Linear/sequental notebooks and other dynamic document systems reproduce
computational *results*. The documents my advisors (Duncan Temple Lang and
Deborah Nolan) and I are working towards aim to describe and reproduce *the
research itself*.

I once asked a room full of quants to raise their hands if their standard
operating procedure was to read in the data, maybe clean it a bit, fit a
single model, write up the results and be done. Not only did no one raise
their hand, but the mere suggestion that that could be how it worked got a
substantial laugh from the audience.
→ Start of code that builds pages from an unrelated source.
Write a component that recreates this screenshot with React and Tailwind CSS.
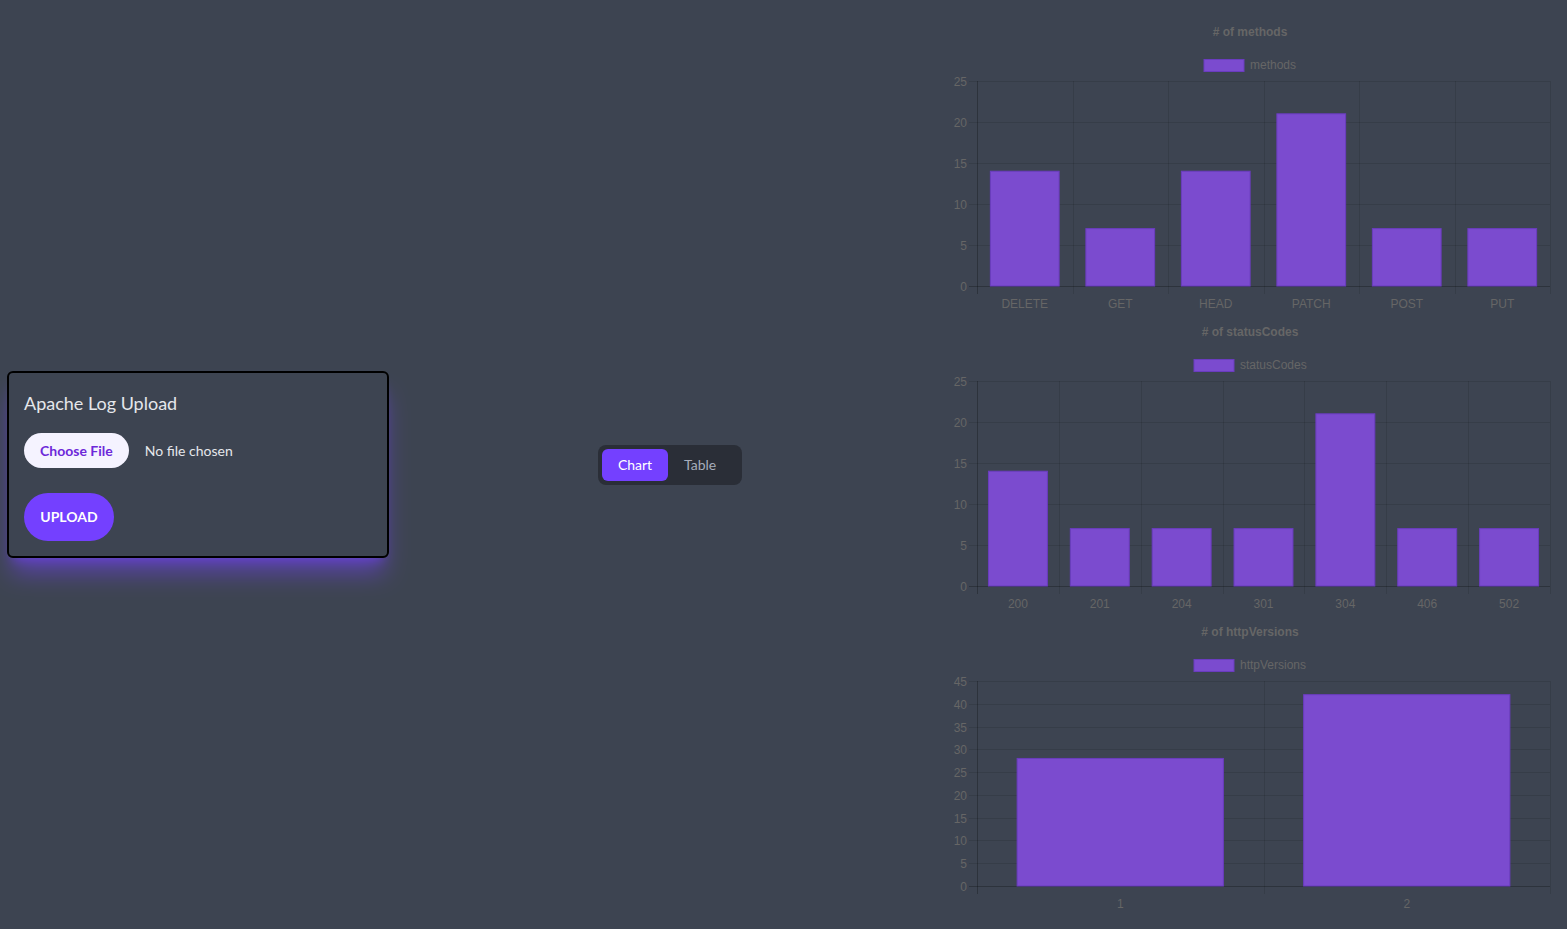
const charts = [
  { title: '# of methods', label: 'methods', labels: ['DELETE', 'GET', 'HEAD', 'PATCH', 'POST', 'PUT'], data: [14, 7, 14, 21, 7, 7], max: 25, legendX: 264 },
  { title: '# of statusCodes', label: 'statusCodes', labels: ['200', '201', '204', '301', '304', '406', '502'], data: [14, 7, 7, 7, 21, 7, 7], max: 25, legendX: 254 },
  { title: '# of httpVersions', label: 'httpVersions', labels: ['1', '2'], data: [28, 42], max: 45, legendX: 254 },
]

const L = 37
const R = 610
const TOP = 66
const BOTTOM = 271
const FONT = '"Liberation Sans", Arial, sans-serif'

function BarChart({ title, label, labels, data, max, legendX }) {
  const steps = max / 5
  const cat = (R - L) / labels.length
  const barW = cat * 0.72
  const y = (v) => BOTTOM - (v / max) * (BOTTOM - TOP)

  return (
    <svg width="620" height="300" className="block" style={{ fontFamily: FONT }}>
      <text x="310" y="21" textAnchor="middle" fontSize="12" fontWeight="bold" fill="#666">{title}</text>
      <rect x={legendX} y="44.5" width="40" height="12" fill="#7b4bcf" stroke="#6a3cbf" />
      <text x={legendX + 46} y="54" fontSize="12" fill="#666">{label}</text>

      {Array.from({ length: steps + 1 }, (_, i) => {
        const v = i * 5
        const yy = Math.round(y(v)) + 0.5
        return (
          <g key={v}>
            <line x1="29" x2={R} y1={yy} y2={yy} stroke={v === 0 ? 'rgba(0,0,0,0.25)' : 'rgba(0,0,0,0.1)'} />
            <text x="27" y={yy + 4} textAnchor="end" fontSize="12" fill="#666">{v}</text>
          </g>
        )
      })}

      {Array.from({ length: labels.length + 1 }, (_, i) => {
        const xx = Math.round(L + i * cat) + 0.5
        return (
          <line key={i} x1={xx} x2={xx} y1={TOP} y2={BOTTOM + 8} stroke={i === 0 ? 'rgba(0,0,0,0.25)' : 'rgba(0,0,0,0.1)'} />
        )
      })}

      {data.map((v, i) => {
        const cx = L + i * cat + cat / 2
        return (
          <g key={i}>
            <rect x={cx - barW / 2} y={y(v)} width={barW} height={BOTTOM - y(v)} fill="#7b4bcf" stroke="#6a3cbf" strokeWidth="1" />
            <text x={cx} y={293} textAnchor="middle" fontSize="12" fill="#666">{labels[i]}</text>
          </g>
        )
      })}
    </svg>
  )
}

export default function App() {
  return (
    <div className="min-h-screen bg-[#3d4451] flex items-center" style={{ fontFamily: 'Lato, "Noto Sans", sans-serif' }}>
      <div className="ml-[7px] w-[382px] h-[187px] border-2 border-black rounded-md px-[15px] pt-[18px] shadow-xl shadow-[#7440ff]/50">
        <h2 className="text-[18px] leading-6 text-[#e5e7eb]">Apache Log Upload</h2>
        <div className="flex items-center mt-[18px]">
          <button className="h-[35px] px-4 rounded-full bg-[#f5f3ff] text-[#6d28d9] text-sm font-bold">Choose File</button>
          <span className="ml-4 text-sm text-[#e5e7eb]">No file chosen</span>
        </div>
        <button className="mt-[25px] h-[48px] w-[90px] rounded-full bg-[#7440ff] text-white text-sm font-bold">UPLOAD</button>
      </div>

      <div className="ml-[209px] w-[144px] h-[40px] rounded-lg bg-[#2a2e37] flex items-center p-1">
        <button className="h-[32px] w-[66px] rounded-md bg-[#7440ff] text-white text-sm">Chart</button>
        <button className="h-[32px] px-4 text-sm text-[#a6adbb]">Table</button>
      </div>

      <div className="ml-[198px] w-[620px] flex flex-col">
        {charts.map((c) => (
          <BarChart key={c.label} {...c} />
        ))}
      </div>
    </div>
  )
}
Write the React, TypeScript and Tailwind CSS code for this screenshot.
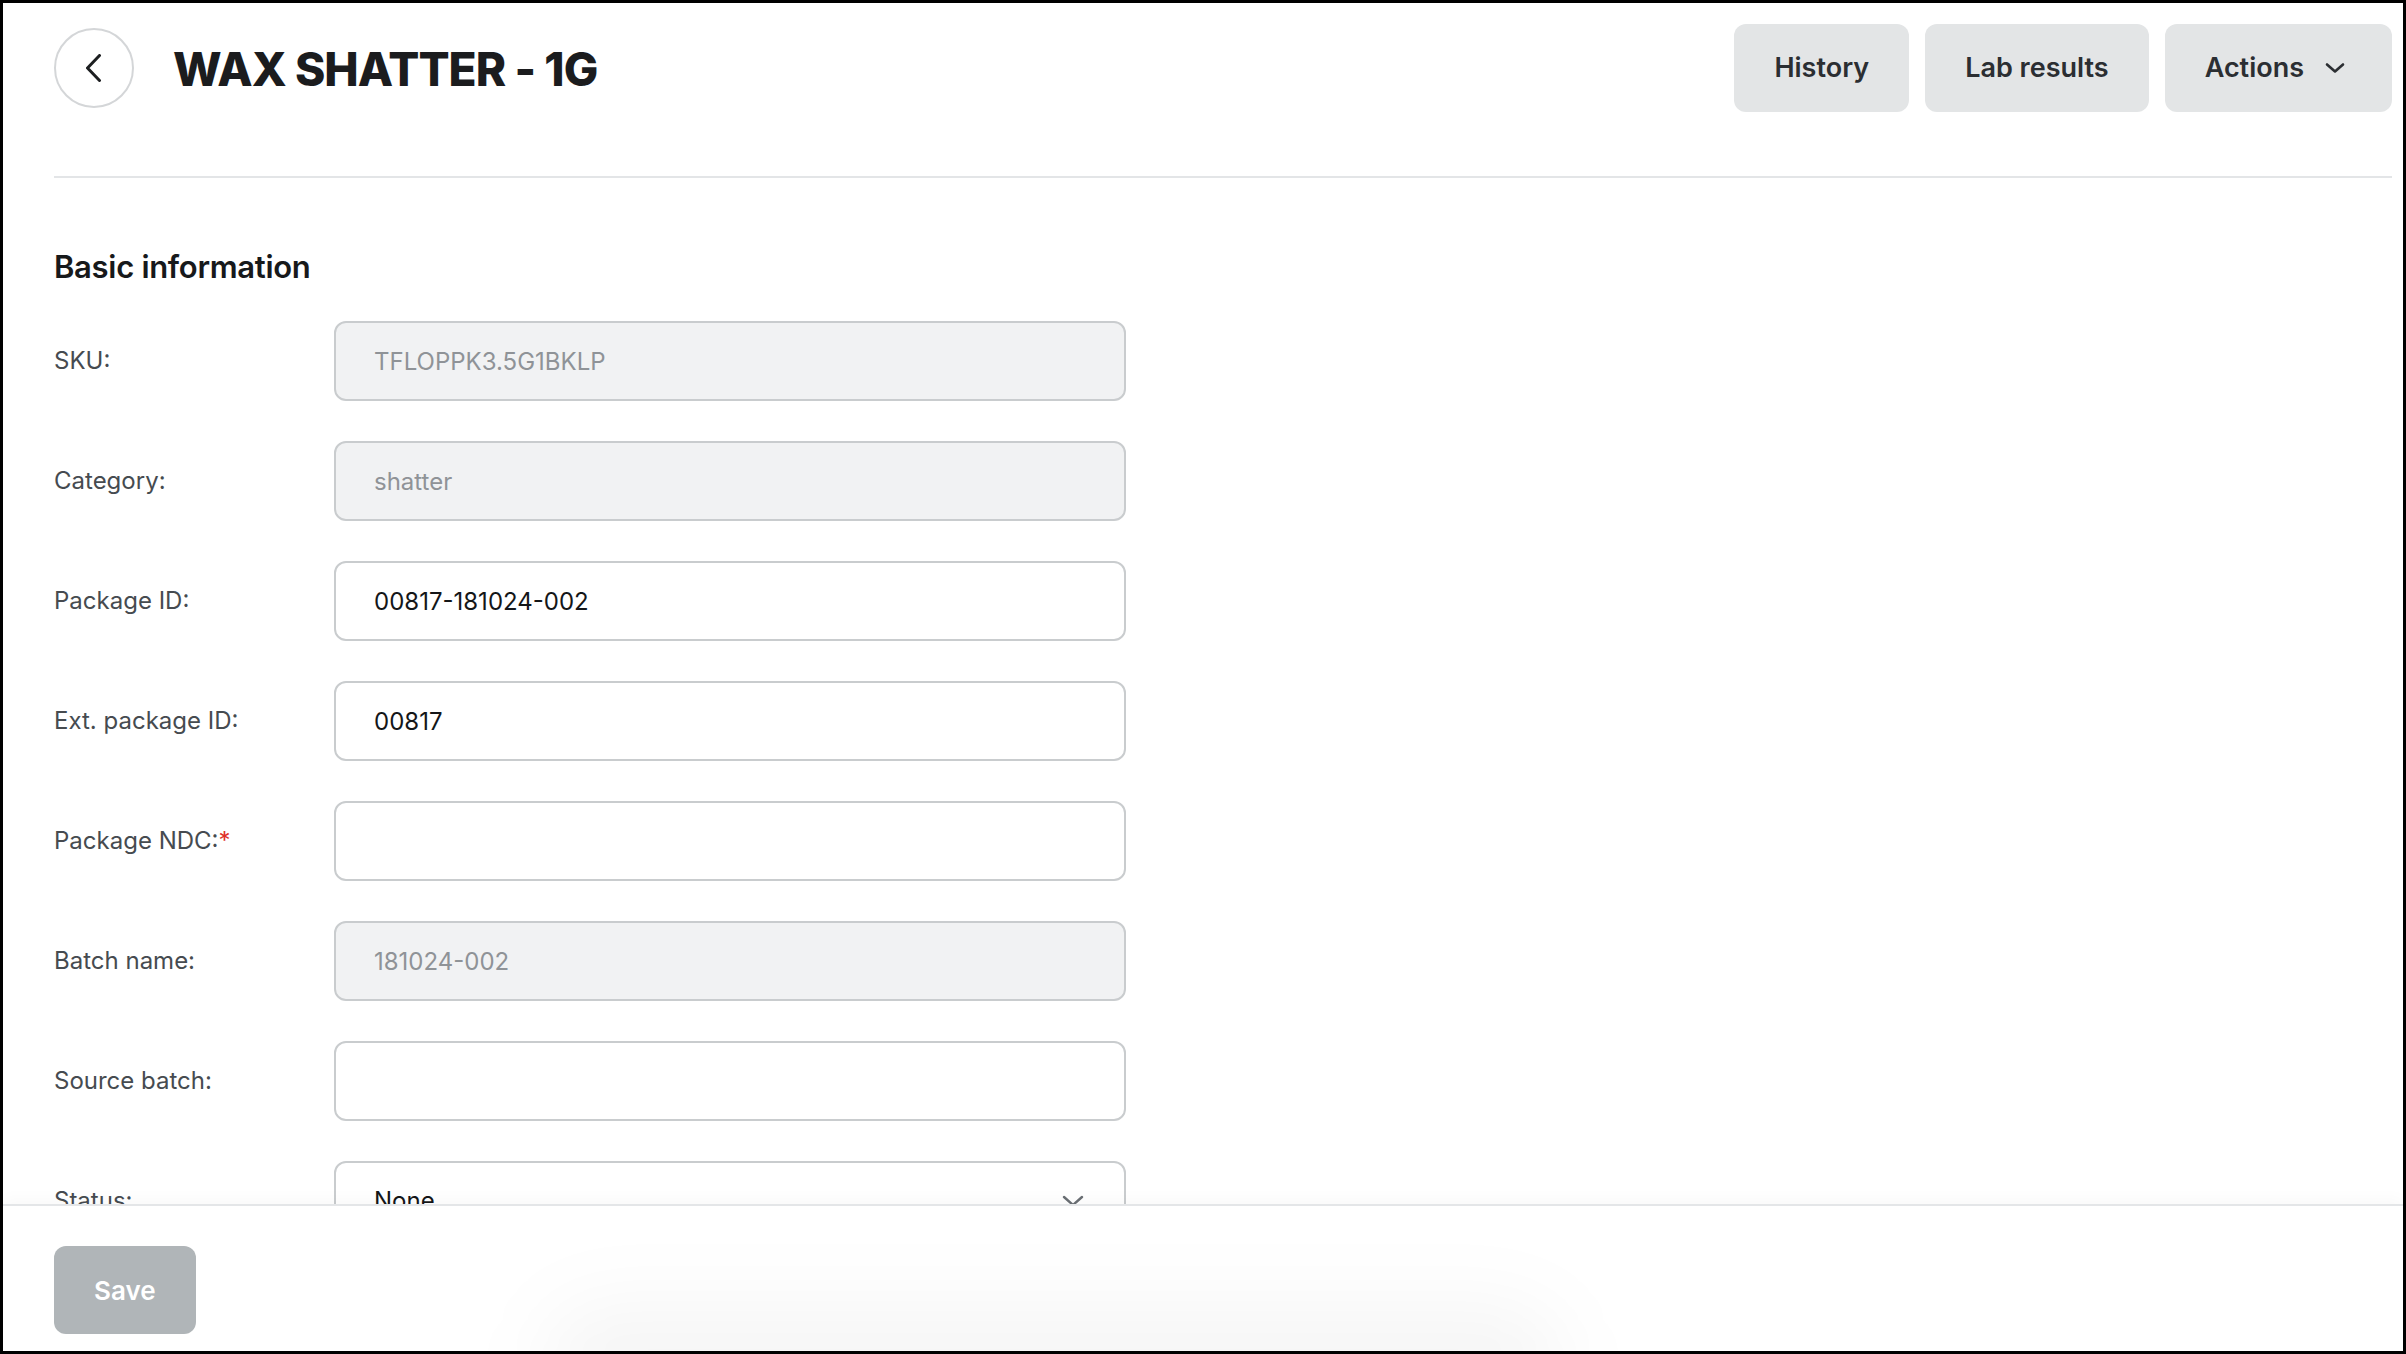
import React from "react";

type Row = {
  label: string;
  value: string;
  disabled?: boolean;
  required?: boolean;
};

const rows: Row[] = [
  { label: "SKU:", value: "TFLOPPK3.5G1BKLP", disabled: true },
  { label: "Category:", value: "shatter", disabled: true },
  { label: "Package ID:", value: "00817-181024-002" },
  { label: "Ext. package ID:", value: "00817" },
  { label: "Package NDC:", value: "", required: true },
  { label: "Batch name:", value: "181024-002", disabled: true },
  { label: "Source batch:", value: "" },
];

function TextInput({ value, disabled }: { value: string; disabled?: boolean }) {
  return (
    <input
      readOnly
      value={value}
      className={
        disabled
          ? "w-[792px] h-[80px] rounded-[12px] border-2 border-[#c9ccce] bg-[#f1f2f3] px-[38px] text-[24px] text-[#8f9397] outline-none font-['Inter',sans-serif]"
          : "w-[792px] h-[80px] rounded-[12px] border-2 border-[#c9ccce] bg-white px-[38px] text-[24px] text-[#141618] outline-none font-['Inter',sans-serif]"
      }
    />
  );
}

export default function App() {
  return (
    <div className="relative h-screen w-full overflow-hidden border-[3px] border-black bg-white font-['Inter',sans-serif] flex flex-col">
      <header className="shrink-0 pl-[51px] pr-[11px] pt-[21px]">
        <div className="flex h-[88px] items-center justify-between">
          <div className="flex items-center gap-[39px]">
            <button className="flex h-[80px] w-[80px] items-center justify-center rounded-full border-2 border-[#d4d6d8] bg-white">
              <svg width="16" height="28" viewBox="0 0 16 28" fill="none">
                <polyline
                  points="13.5,1.5 1.5,14 13.5,26.5"
                  stroke="#1d1f21"
                  strokeWidth="3"
                  strokeLinecap="round"
                  strokeLinejoin="round"
                />
              </svg>
            </button>
            <h1 className="text-[46px] font-extrabold tracking-[-0.02em] text-[#1b1c1e] leading-none pt-[2px]">
              WAX SHATTER - 1G
            </h1>
          </div>
          <div className="flex items-center gap-[16px]">
            <button className="h-[88px] rounded-[12px] bg-[#e3e5e6] px-[40px] text-[27px] font-semibold text-[#2b2e32]">
              History
            </button>
            <button className="h-[88px] rounded-[12px] bg-[#e3e5e6] px-[40px] text-[27px] font-semibold text-[#2b2e32]">
              Lab results
            </button>
            <button className="flex h-[88px] items-center rounded-[12px] bg-[#e3e5e6] pl-[40px] pr-[47px] text-[27px] font-semibold text-[#2b2e32]">
              <span>Actions</span>
              <svg className="ml-[21px]" width="20" height="12" viewBox="0 0 20 12" fill="none">
                <polyline
                  points="2,2.5 10,9.5 18,2.5"
                  stroke="#2b2e32"
                  strokeWidth="2.6"
                  strokeLinecap="round"
                  strokeLinejoin="round"
                />
              </svg>
            </button>
          </div>
        </div>
        <div className="mt-[64px] h-[2px] bg-[#e3e5e7]" />
      </header>

      <main className="min-h-0 flex-1 overflow-hidden pl-[51px] pt-[72px]">
        <h2 className="text-[31px] font-semibold leading-[34px] tracking-[-0.01em] text-[#17191b]">
          Basic information
        </h2>
        <div className="mt-[37px] flex flex-col gap-[40px]">
          {rows.map((r) => (
            <div key={r.label} className="flex items-center">
              <label className="w-[280px] shrink-0 text-[24px] text-[#464b50]">
                {r.label}
                {r.required && <span className="text-[#e0302a]">*</span>}
              </label>
              <TextInput value={r.value} disabled={r.disabled} />
            </div>
          ))}
          <div className="flex items-center">
            <label className="w-[280px] shrink-0 text-[24px] text-[#464b50]">Status:</label>
            <div className="flex h-[80px] w-[792px] items-center justify-between rounded-[12px] border-2 border-[#c9ccce] bg-white pl-[38px] pr-[40px]">
              <span className="text-[24px] text-[#141618]">None</span>
              <svg width="22" height="12" viewBox="0 0 22 12" fill="none">
                <polyline
                  points="2,2 11,10 20,2"
                  stroke="#6a6f74"
                  strokeWidth="2.4"
                  strokeLinecap="round"
                  strokeLinejoin="round"
                />
              </svg>
            </div>
          </div>
        </div>
      </main>

      <footer className="relative z-10 shrink-0 border-t-2 border-[#e4e6e8] bg-white pl-[51px] pt-[40px] pb-[17px] shadow-[0_-6px_14px_rgba(0,0,0,0.025)]">
        <button className="h-[88px] rounded-[12px] bg-[#b0b5b8] px-[40px] text-[26px] font-semibold text-white">
          Save
        </button>
      </footer>

      <div className="pointer-events-none absolute bottom-[-75px] left-[540px] z-20 h-[120px] w-[1020px] rounded-full bg-black/[0.04] blur-2xl" />
    </div>
  );
}
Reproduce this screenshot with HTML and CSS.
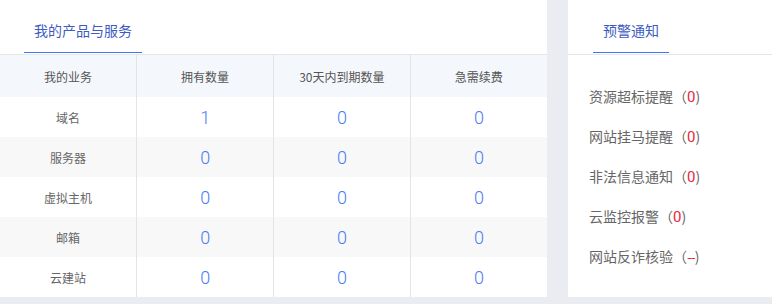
FILE: index.html
```html
<!DOCTYPE html>
<html lang="zh-CN">
<head>
    <meta charset="UTF-8">
    <title>我的产品与服务</title>
    <link rel="stylesheet" href="styles.css">
</head>
<body>

<div class="wrap">
    <!-- 产品与服务 -->
    <div class="panel panel-main">
        <div class="panel-head">
            <span class="tab">我的产品与服务</span>
        </div>
        <table class="biz-table">
            <thead>
                <tr>
                    <th>我的业务</th>
                    <th>拥有数量</th>
                    <th>30天内到期数量</th>
                    <th>急需续费</th>
                </tr>
            </thead>
            <tbody>
                <tr><td>域名</td><td class="num">1</td><td class="num">0</td><td class="num">0</td></tr>
                <tr><td>服务器</td><td class="num">0</td><td class="num">0</td><td class="num">0</td></tr>
                <tr><td>虚拟主机</td><td class="num">0</td><td class="num">0</td><td class="num">0</td></tr>
                <tr><td>邮箱</td><td class="num">0</td><td class="num">0</td><td class="num">0</td></tr>
                <tr><td>云建站</td><td class="num">0</td><td class="num">0</td><td class="num">0</td></tr>
            </tbody>
        </table>
    </div>

    <!-- 预警通知 -->
    <div class="panel panel-side">
        <div class="panel-head">
            <span class="tab">预警通知</span>
        </div>
        <ul class="notice-list">
            <li>资源超标提醒（<span class="red">0</span>)</li>
            <li>网站挂马提醒（<span class="red">0</span>)</li>
            <li>非法信息通知（<span class="red">0</span>)</li>
            <li>云监控报警（<span class="red">0</span>)</li>
            <li>网站反诈核验（<span class="red dash">--</span>)</li>
        </ul>
    </div>
</div>

</body>
</html>
```

FILE: styles.css
```css
body {
    margin: 0;
    padding: 0;
    background-color: #ebecf1;
    font-family: "Noto Sans CJK SC", "Noto Sans", sans-serif;
    color: #666;
}
.wrap {
    display: flex;
    gap: 21px;
    width: 772px;
}
.panel {
    background-color: #fff;
    height: 297px;
}
.panel-main {
    width: 547px;
}
.panel-side {
    flex: 1;
}
.panel-head {
    height: 54px;
    border-bottom: 1px solid #e6e6e6;
    padding-left: 24px;
}
.panel-side .panel-head {
    padding-left: 25px;
}
.tab {
    display: inline-block;
    padding: 20px 10px 0;
    height: 32px;
    line-height: 20px;
    font-size: 14px;
    color: #3d5bbf;
    border-bottom: 1px solid #3a78f2;
}
.biz-table {
    width: 100%;
    border-collapse: collapse;
    table-layout: fixed;
}
.biz-table th,
.biz-table td {
    text-align: center;
    padding: 0;
    font-weight: normal;
    font-size: 12px;
}
.biz-table th + th,
.biz-table td + td {
    border-left: 1px solid #e4e4e4;
}
.biz-table thead tr {
    height: 42px;
    background-color: #f4f8fc;
}
.biz-table th {
    color: #555;
}
.biz-table tbody tr {
    height: 40px;
}
.biz-table tbody tr:nth-child(even) {
    background-color: #f8f8f8;
}
.biz-table td.num {
    font-family: Roboto, "Noto Sans", sans-serif;
    font-weight: 300;
    font-size: 18px;
    color: #4a7cf6;
}
.notice-list {
    list-style: none;
    margin: 0;
    padding: 21px 0 0 21px;
}
.notice-list li {
    height: 40px;
    line-height: 40px;
    font-size: 14px;
    color: #666;
}
.red {
    font-family: Roboto, "Noto Sans", sans-serif;
    font-size: 15px;
    color: #f0243a;
}
.red.dash {
    font-family: "Noto Sans CJK SC", sans-serif;
    font-size: 14px;
    letter-spacing: -1px;
}
```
Even though this is not how the work
is done, however, it is the narrative encoded into a linear notebook.

Scientists and data analysts are already doing branching in their work, but
they don't have any good tools to record or describe it that way. So they
comment out large blocks of code in linear scripts, or they save old
attempts and alternate approaches in separate files, or they (hopefully
not) simply delete or overwrite old parameter configurations with new ones
when they decide the old one wasn't right. Not because they think these are
good ideas, but because its all they have available and they are
scientists/analysts.

Their job is to analyze data, extract insight and share their work in a
useful manner; our job is to conceive and implement the tools they need to
do that. They are good at their job, but we are struggling with ours.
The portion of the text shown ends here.